### EXERCISE
Nothing after the line with "const roles = ref(['new-slice-role', 'new-role-template'])" belongs in the copy; extract the lines below from the top through that line, pictures left out.

##########

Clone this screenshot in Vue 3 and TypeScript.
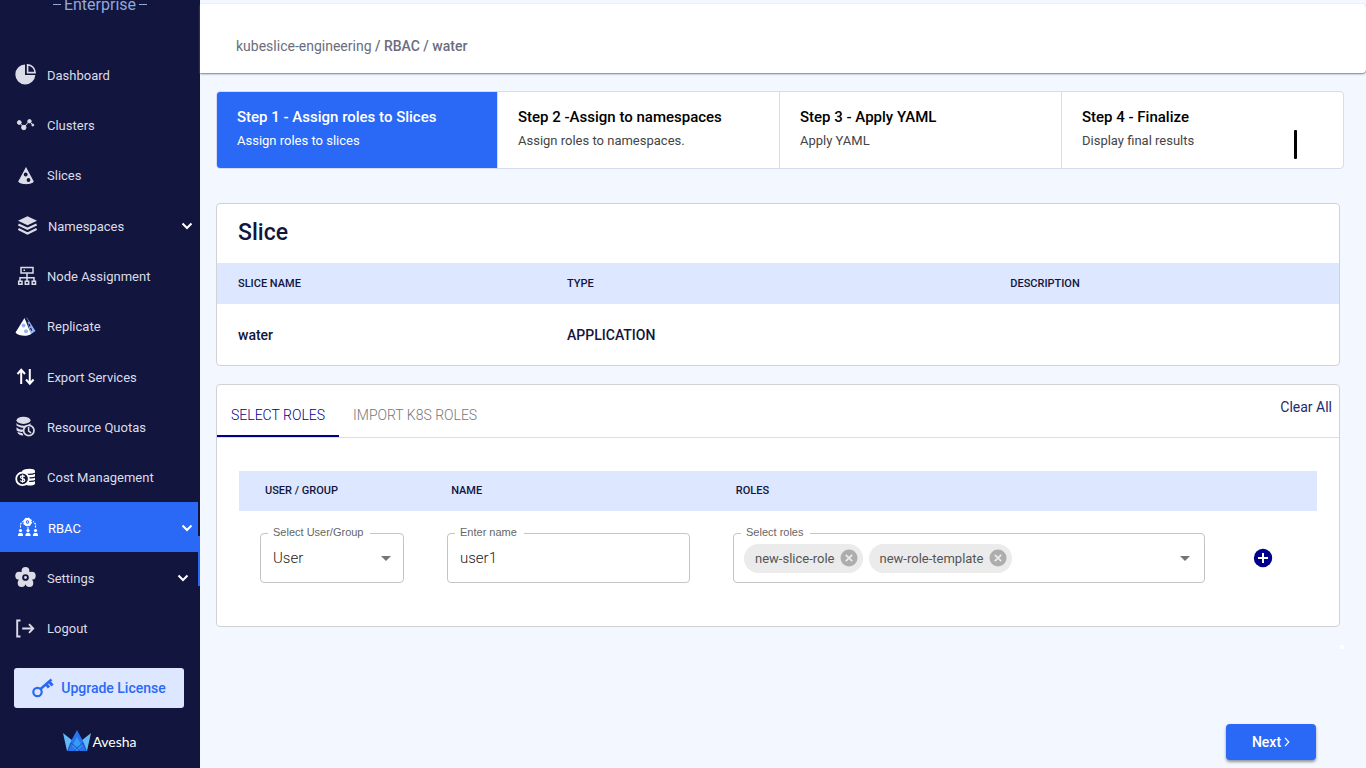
<script setup lang="ts">
import { ref } from 'vue'

interface NavItem {
  id: string
  label: string
  inset?: boolean
  arrow?: boolean
  active?: boolean
}

const nav: NavItem[] = [
  { id: 'dashboard', label: 'Dashboard' },
  { id: 'clusters', label: 'Clusters' },
  { id: 'slices', label: 'Slices' },
  { id: 'namespaces', label: 'Namespaces', inset: true, arrow: true },
  { id: 'nodes', label: 'Node Assignment' },
  { id: 'replicate', label: 'Replicate' },
  { id: 'export', label: 'Export Services' },
  { id: 'quotas', label: 'Resource Quotas' },
  { id: 'cost', label: 'Cost Management' },
  { id: 'rbac', label: 'RBAC', inset: true, arrow: true, active: true },
  { id: 'settings', label: 'Settings', arrow: true },
  { id: 'logout', label: 'Logout' },
]

const steps = [
  { title: 'Step 1 - Assign roles to Slices', text: 'Assign roles to slices' },
  { title: 'Step 2 -Assign to namespaces', text: 'Assign roles to namespaces.' },
  { title: 'Step 3 - Apply YAML', text: 'Apply YAML' },
  { title: 'Step 4 - Finalize', text: 'Display final results' },
]

const subject = ref('User')
const name = ref('user1')
const roles = ref(['new-slice-role', 'new-role-template'])

function removeRole(role: string) {
  roles.value = roles.value.filter((r) => r !== role)
}

function clearAll() {
  roles.value = []
  name.value = ''
}
</script>

<template>
  <div class="app">
    <aside class="sidebar">
      <div class="edition"><span>Enterprise</span></div>
      <nav class="nav">
        <a
          v-for="item in nav"
          :key="item.id"
          href="#"
          class="nav-item"
          :class="{ inset: item.inset, active: item.active }"
        >
          <svg class="nav-icon" viewBox="0 0 24 24" width="24" height="24" aria-hidden="true">
            <g v-if="item.id === 'dashboard'" fill="#dcdce8">
              <path d="M11 1.500A10 10 0 1 0 21.300 12H11z" />
              <path d="M13.600 1.900v7.700h7.500a7.600 7.600 0 0 0-7.500-7.700z" fill="none" stroke="#dcdce8" stroke-width="1.600" />
            </g>
            <g v-else-if="item.id === 'clusters'" fill="#dcdce8" stroke="#dcdce8" stroke-width="1">
              <path d="M5.500 9.500l4.300 5 5.500-6.500 3.500 4" fill="none" />
              <circle cx="5.300" cy="9.500" r="1.900" />
              <circle cx="9.800" cy="14.500" r="2.200" />
              <circle cx="15.500" cy="8.200" r="1.700" />
              <circle cx="18.800" cy="12" r="1" />
            </g>
            <g v-else-if="item.id === 'slices'">
              <path d="M12 3L4.200 17.500c1.500 3.500 14 3.500 15.600 0z" fill="#dcdce8" />
              <circle cx="11.700" cy="10.500" r="1.900" fill="#12153d" />
              <circle cx="14.500" cy="16" r="1.900" fill="#12153d" />
            </g>
            <g v-else-if="item.id === 'namespaces'" fill="none" stroke="#dcdce8" stroke-width="2.100">
              <path d="M11.500 2.200l9.500 4.500-9.500 4.500L2 6.700z" fill="#dcdce8" stroke="none" />
              <path d="M2.400 10.500l9.100 4.300 9.100-4.300M2.400 15l9.100 4.500 9.100-4.500" />
            </g>
            <g v-else-if="item.id === 'nodes'" fill="none" stroke="#dcdce8" stroke-width="1.500">
              <path d="M7 3.500h12v5.600H7zM13 9.100v8M6 17v-3.200h14V17M4.700 17.200h3.300v3.100H4.700zM11.300 17.200h3.400v3.100h-3.400zM18.200 17.200h3.300v3.100h-3.300zM9.500 6.300H11" />
            </g>
            <g v-else-if="item.id === 'replicate'">
              <path d="M12.500 2l9 14-5 3.500z" fill="#95b4f5" />
              <path d="M13.200 4.500l5 12.500" stroke="#12153d" stroke-dasharray="3 1.500" stroke-width="1.200" />
              <path d="M10.500 3L1.500 17.500c2.500 3.500 12 4.500 15.500 1.500z" fill="#fff" />
              <g fill="#95b4f5"><circle cx="9.500" cy="10.500" r="1.900" /><circle cx="12" cy="16.200" r="2" /></g>
            </g>
            <path v-else-if="item.id === 'export'" d="M7.200 19V4.500M3.500 9l3.700-4.200L11 9M15.800 4v14.500M12 14.500l3.800 4.200 3.800-4.200" fill="none" stroke="#fff" stroke-width="2" />
            <g v-else-if="item.id === 'quotas'">
              <ellipse cx="9.500" cy="5.300" rx="7" ry="3.600" fill="#dcdce8" />
              <path d="M2.500 8c2 3.500 12 3.500 14 0v3c-4 3-10 2.500-14-.5zM2.500 12.300c2 2 4 2.300 7 2.500l-1 2.300c-3 0-6-1-6-2.300zM3.500 17l5 1.300.8 2.300c-3 0-5.800-1.500-5.800-3.600z" fill="#dcdce8" />
              <circle cx="14.800" cy="15.500" r="5.200" fill="#12153d" stroke="#dcdce8" stroke-width="1.700" />
              <path d="M14.600 12v4.200l2.500 1.700" fill="none" stroke="#dcdce8" stroke-width="1.500" />
            </g>
            <g v-else-if="item.id === 'cost'">
              <path d="M8 5c2-2.500 13-3.300 13 .3v12.700c-2 2-7 2-10 .5z" fill="#fff" />
              <path d="M13 8.300q5 .5 8-1M14 11.800q5 .5 8-1M14 15.300q5 .5 8-1" fill="none" stroke="#12153d" stroke-width="1.200" />
              <circle cx="8.500" cy="12.800" r="6.300" fill="#12153d" stroke="#fff" stroke-width="1.800" />
              <path d="M10.700 10.700c-1-1.200-4.300-1-4.200.6.100 1.800 4.300.9 4.300 2.900 0 1.700-3.500 1.800-4.600.3M8.600 8.600v8.200" fill="none" stroke="#fff" stroke-width="1.200" />
            </g>
            <g v-else-if="item.id === 'rbac'" fill="#fff">
              <circle cx="11.500" cy="6" r="2.800" fill="none" stroke="#fff" stroke-width="2.200" />
              <circle cx="11.500" cy="6" r="3.900" fill="none" stroke="#fff" stroke-width="1.200" stroke-dasharray="1.600 1.460" />
              <circle cx="11.500" cy="6" r=".8" />
              <path d="M4.500 11.500V8l2.500-2.500M19.500 11.500V8L17 5.500M12 11v2" fill="none" stroke="#fff" stroke-width="1.100" stroke-dasharray="2 1" />
              <g v-for="x in [4.5, 12, 19.5]" :key="x">
                <circle :cx="x" cy="14.500" r="1.600" />
                <path :d="`M${x - 2.6} 20q0-3.200 2.600-3.200t2.600 3.200z`" />
              </g>
            </g>
            <g v-else-if="item.id === 'settings'">
              <g fill="#dcdce8">
                <circle cx="11.500" cy="5" r="3.900" /><circle cx="5.200" cy="9.700" r="3.900" /><circle cx="17.800" cy="9.700" r="3.900" />
                <circle cx="7.600" cy="17" r="3.900" /><circle cx="15.400" cy="17" r="3.900" /><circle cx="11.500" cy="11.500" r="7" />
              </g>
              <circle cx="11.500" cy="11.500" r="2.400" fill="#dcdce8" stroke="#12153d" stroke-width="1.900" />
            </g>
            <path v-else d="M6.500 3.500H3.200v16h3.300M8.200 11.500h11M15 7.200l4.200 4.300-4.200 4.300" fill="none" stroke="#dcdce8" stroke-width="1.900" />
          </svg>
          <span>{{ item.label }}</span>
          <svg v-if="item.arrow" class="arrow" viewBox="0 0 12 8" width="12" height="8" aria-hidden="true">
            <path d="M1.500 1.500L6 6l4.500-4.500" fill="none" stroke="#fff" stroke-width="2" />
          </svg>
        </a>
        <i class="rail"></i>
      </nav>
      <button type="button" class="upgrade">
        <svg viewBox="0 0 22 20" width="22" height="20" fill="none" stroke="#2a69f6" aria-hidden="true">
          <circle cx="5.500" cy="14" r="4.200" stroke-width="2.200" />
          <path d="M8.500 11L19.500 1.500" stroke-width="2.400" />
          <path d="M14 6l3 3.500M17 3.500l3.500 4" stroke-width="3" />
        </svg>
        Upgrade License
      </button>
      <div class="vendor">
        <svg viewBox="0 0 28 22" width="28" height="22" aria-hidden="true">
          <path d="M0 3l10 8-4 10H4z" fill="#63baf8" />
          <path d="M28 3l-10 8 4 10h2z" fill="#63baf8" />
          <path d="M14 0l7 13 3 8H4l3-8z" fill="#2a73ee" />
          <path d="M14 7l5 9-5 5-5-5z" fill="#359bf4" />
          <path d="M5 21l3-8 6 5 6-5 3 8M8 13l9 8M20 13l-9 8" fill="none" stroke="#1750b8" stroke-width=".7" />
        </svg>
        <span>Avesha</span>
      </div>
    </aside>

    <main class="main">
      <header class="topbar">
        <div class="crumbs"><a href="#">kubeslice-engineering</a><b> / RBAC / water</b></div>
      </header>

      <ol class="steps">
        <li v-for="(step, i) in steps" :key="step.title" class="step" :class="{ current: i === 0 }">
          <strong>{{ step.title }}</strong>
          <span>{{ step.text }}</span>
          <i v-if="i === 3" class="caret"></i>
        </li>
      </ol>

      <section class="card slice">
        <h2>Slice</h2>
        <table>
          <thead>
            <tr><th class="c-name">Slice name</th><th class="c-type">Type</th><th>Description</th></tr>
          </thead>
          <tbody>
            <tr><td>water</td><td>APPLICATION</td><td></td></tr>
          </tbody>
        </table>
      </section>

      <section class="card roles">
        <div class="tabs">
          <button type="button" class="tab selected">SELECT ROLES</button>
          <button type="button" class="tab">IMPORT K8S ROLES</button>
          <button type="button" class="clear" @click="clearAll">Clear All</button>
        </div>
        <div class="grid">
          <div class="grid-row grid-head">
            <span>USER / GROUP</span><span>NAME</span><span>ROLES</span>
          </div>
          <div class="grid-row grid-body">
            <div class="field">
              <label for="subject">Select User/Group</label>
              <select id="subject" v-model="subject">
                <option>User</option>
                <option>Group</option>
              </select>
              <svg class="drop" viewBox="0 0 10 5" width="10" height="5" aria-hidden="true"><path d="M0 0h10L5 5z" fill="#757575" /></svg>
            </div>
            <div class="field">
              <label for="name">Enter name</label>
              <input id="name" v-model="name" type="text" />
            </div>
            <div class="field multi">
              <label for="role-list">Select roles</label>
              <span v-for="role in roles" :key="role" class="chip">
                {{ role }}
                <button type="button" :aria-label="`Remove ${role}`" @click="removeRole(role)">
                  <svg viewBox="0 0 18 18" width="18" height="18"><circle cx="9" cy="9" r="8.500" fill="#adadad" /><path d="M5.800 5.800l6.400 6.400M12.200 5.800l-6.400 6.400" stroke="#ebebeb" stroke-width="1.700" /></svg>
                </button>
              </span>
              <button id="role-list" type="button" class="open">
                <svg viewBox="0 0 10 5" width="10" height="5"><path d="M0 0h10L5 5z" fill="#757575" /></svg>
              </button>
            </div>
            <button type="button" class="add" aria-label="Add row">
              <svg viewBox="0 0 20 20" width="20" height="20"><circle cx="10" cy="10" r="9.200" fill="#00008b" /><path d="M10 5v10M5 10h10" stroke="#fff" stroke-width="2" /></svg>
            </button>
          </div>
        </div>
      </section>

      <i class="speck"></i>
      <footer class="actions">
        <button type="button" class="next">
          Next
          <svg viewBox="0 0 6 10" width="6" height="10" aria-hidden="true"><path d="M1 .8L4.800 5 1 9.200" fill="none" stroke="#fff" stroke-width="1.200" /></svg>
        </button>
      </footer>
    </main>
  </div>
</template>

<style>
body {
  margin: 0;
  background: #f3f7ff;
}
</style>

<style scoped>
.app {
  display: grid;
  grid-template-columns: 200px 1fr;
  min-height: 100vh;
  overflow: hidden;
  font-family: Roboto, 'Liberation Sans', sans-serif;
  font-size: 14px;
  color: #12153d;
  box-sizing: border-box;
}
.app *,
.app *::before {
  box-sizing: border-box;
}
button,
input,
select {
  font: inherit;
  color: inherit;
  border: 0;
  padding: 0;
  background: none;
}
button {
  cursor: pointer;
}
a {
  color: inherit;
  text-decoration: none;
}

/* Sidebar */
.sidebar {
  background: #12153d;
  display: flex;
  flex-direction: column;
}
.edition {
  height: 53px;
  margin-top: -4px;
  display: flex;
  justify-content: center;
  gap: 3px;
  font-size: 16px;
  line-height: 18px;
  color: #8fa9dc;
}
.edition::before,
.edition::after {
  content: '';
  width: 8px;
  height: 1px;
  margin-top: 8px;
  background: #8fa9dc;
}
.nav {
  position: relative;
  display: grid;
  grid-auto-rows: 1fr;
  height: 604px;
}
.nav-item {
  display: flex;
  align-items: center;
  gap: 9px;
  margin-right: 2px;
  padding: 2px 9px 0 14px;
  font-size: 13px;
  color: #dcdce8;
}
.nav-item.inset {
  gap: 8px;
  padding: 2px 5px 0 16px;
}
.nav-item.active {
  background: #2a69f6;
  color: #fff;
}
.arrow {
  margin-left: auto;
}
.rail {
  position: absolute;
  right: 0;
  top: 487px;
  width: 2px;
  height: 50px;
  background: #2a69f6;
}
.upgrade {
  display: flex;
  align-items: center;
  justify-content: center;
  gap: 7px;
  height: 40px;
  margin: 15px 16px 0 14px;
  border-radius: 3px;
  background: #dde7ff;
  color: #2a69f6;
  font-weight: 500;
}
.vendor {
  display: flex;
  align-items: center;
  justify-content: center;
  gap: 1px;
  margin-top: 22px;
  font-family: Lato, sans-serif;
  font-size: 14px;
  color: #fff;
}

/* Main area */
.main {
  display: flex;
  flex-direction: column;
  background: #f3f7ff;
}
.topbar {
  margin-top: 4px;
  padding: 33px 36px 17px;
  background: #fff;
  border-radius: 0 4px 4px 0;
  box-shadow: 0 1px 2px #777b88;
}
.crumbs {
  font-size: 14px;
  line-height: 19px;
  color: #6b6d7e;
  white-space: pre;
}
.crumbs b {
  font-weight: 500;
}
.steps {
  display: grid;
  grid-template-columns: 280fr 282fr 282fr 282fr;
  margin: 18px 22px 0 16px;
  padding: 0;
  list-style: none;
  border: 1px solid #d6dcef;
  border-radius: 4px;
  background: #fff;
  overflow: hidden;
}
.step {
  position: relative;
  display: flex;
  flex-direction: column;
  gap: 4px;
  height: 76px;
  padding: 15px 20px 0;
  color: #000;
}
.step + .step {
  border-left: 1px solid #d6dcef;
}
.step strong {
  font-size: 15px;
  line-height: 20px;
  font-weight: 500;
}
.step span {
  font-size: 13px;
  line-height: 20px;
  color: #444;
}
.step.current {
  background: #2a69f6;
  color: #fff;
}
.step.current span {
  color: #fff;
}
.caret {
  position: absolute;
  right: 46px;
  bottom: 9px;
  width: 3px;
  height: 29px;
  border-radius: 1px;
  background: #000;
}

.card {
  margin: 0 26px 0 16px;
  background: #fff;
  border: 1px solid #d0d2d6;
  border-radius: 4px;
}
.slice {
  margin-top: 34px;
}
h2 {
  margin: 0;
  padding: 14px 21px 15px;
  font-size: 23px;
  line-height: 30px;
  font-weight: 500;
}
table {
  width: 100%;
  border-collapse: collapse;
  table-layout: fixed;
}
th,
td {
  padding: 0 21px;
  text-align: left;
}
th {
  height: 41px;
  background: #dde7ff;
  font-size: 11px;
  font-weight: 500;
  text-transform: uppercase;
}
th + th,
td + td {
  padding-left: 0;
}
.c-name {
  width: 31.2%;
}
.c-type {
  width: 39.5%;
}
td {
  height: 61px;
  font-size: 14px;
  font-weight: 500;
}

.roles {
  margin-top: 18px;
}
.tabs {
  display: flex;
  height: 53px;
  border-bottom: 1px solid #dcdde0;
}
.tab {
  padding: 10px 14px 0;
  border-bottom: 2px solid transparent;
  color: #75777d;
  font-weight: 300;
}
.tab.selected {
  border-color: #00008b;
  color: #00008b;
}
.clear {
  margin-left: auto;
  padding: 0 7px 9px 0;
  color: #262a6d;
}
.grid {
  padding: 33px 22px 43px;
}
.grid-row {
  display: grid;
  grid-template-columns: 144fr 243fr 472fr 25px;
  column-gap: 43px;
  padding: 0 44px 0 21px;
}
.grid-head {
  height: 40px;
  align-items: center;
  padding-left: 26px;
  padding-bottom: 2px;
  background: #dde7ff;
  font-size: 11px;
  font-weight: 500;
}
.grid-body {
  padding-top: 22px;
}
.field {
  position: relative;
  display: flex;
  align-items: center;
  height: 50px;
  border: 1px solid #c4c4c4;
  border-radius: 4px;
}
.field label {
  position: absolute;
  left: 7px;
  top: -10px;
  padding: 0 7px 0 5px;
  background: #fff;
  font-family: 'Liberation Sans', sans-serif;
  font-size: 11px;
  line-height: 16px;
  color: #666;
}
.field select,
.field input {
  width: 100%;
  height: 100%;
  padding: 0 12px;
  font-size: 15px;
  font-weight: 300;
  color: #222;
  appearance: none;
  outline: none;
}
.drop {
  position: absolute;
  right: 12px;
  pointer-events: none;
}
.multi {
  gap: 6px;
  padding: 0 14px 0 10px;
}
.chip {
  display: inline-flex;
  align-items: center;
  gap: 5px;
  height: 29px;
  padding: 0 5px 0 11px;
  border-radius: 15px;
  background: #ebebeb;
  font-size: 13px;
  color: #555;
}
.chip svg,
.add svg {
  display: block;
}
.open {
  display: flex;
  align-items: center;
  justify-content: flex-end;
  flex: 1;
  height: 100%;
}
.add {
  align-self: center;
  justify-self: end;
}
.speck {
  align-self: flex-end;
  width: 4px;
  height: 4px;
  margin: 18px 22px 0 0;
  background: #fff;
}
.actions {
  display: flex;
  justify-content: flex-end;
  margin-top: auto;
  padding: 0 50px 8px;
}
.next {
  display: flex;
  align-items: center;
  justify-content: center;
  gap: 3px;
  width: 90px;
  height: 36px;
  border-radius: 4px;
  background: #2a69f6;
  color: #fff;
  font-weight: 500;
  box-shadow: 0 2px 3px rgba(0, 0, 0, 0.4);
}
</style>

##########

### PROBLEM SOLUTION
Clone this screenshot in Vue 3 and TypeScript.
<script setup lang="ts">
import { ref } from 'vue'

interface NavItem {
  id: string
  label: string
  inset?: boolean
  arrow?: boolean
  active?: boolean
}

const nav: NavItem[] = [
  { id: 'dashboard', label: 'Dashboard' },
  { id: 'clusters', label: 'Clusters' },
  { id: 'slices', label: 'Slices' },
  { id: 'namespaces', label: 'Namespaces', inset: true, arrow: true },
  { id: 'nodes', label: 'Node Assignment' },
  { id: 'replicate', label: 'Replicate' },
  { id: 'export', label: 'Export Services' },
  { id: 'quotas', label: 'Resource Quotas' },
  { id: 'cost', label: 'Cost Management' },
  { id: 'rbac', label: 'RBAC', inset: true, arrow: true, active: true },
  { id: 'settings', label: 'Settings', arrow: true },
  { id: 'logout', label: 'Logout' },
]

const steps = [
  { title: 'Step 1 - Assign roles to Slices', text: 'Assign roles to slices' },
  { title: 'Step 2 -Assign to namespaces', text: 'Assign roles to namespaces.' },
  { title: 'Step 3 - Apply YAML', text: 'Apply YAML' },
  { title: 'Step 4 - Finalize', text: 'Display final results' },
]

const subject = ref('User')
const name = ref('user1')
const roles = ref(['new-slice-role', 'new-role-template'])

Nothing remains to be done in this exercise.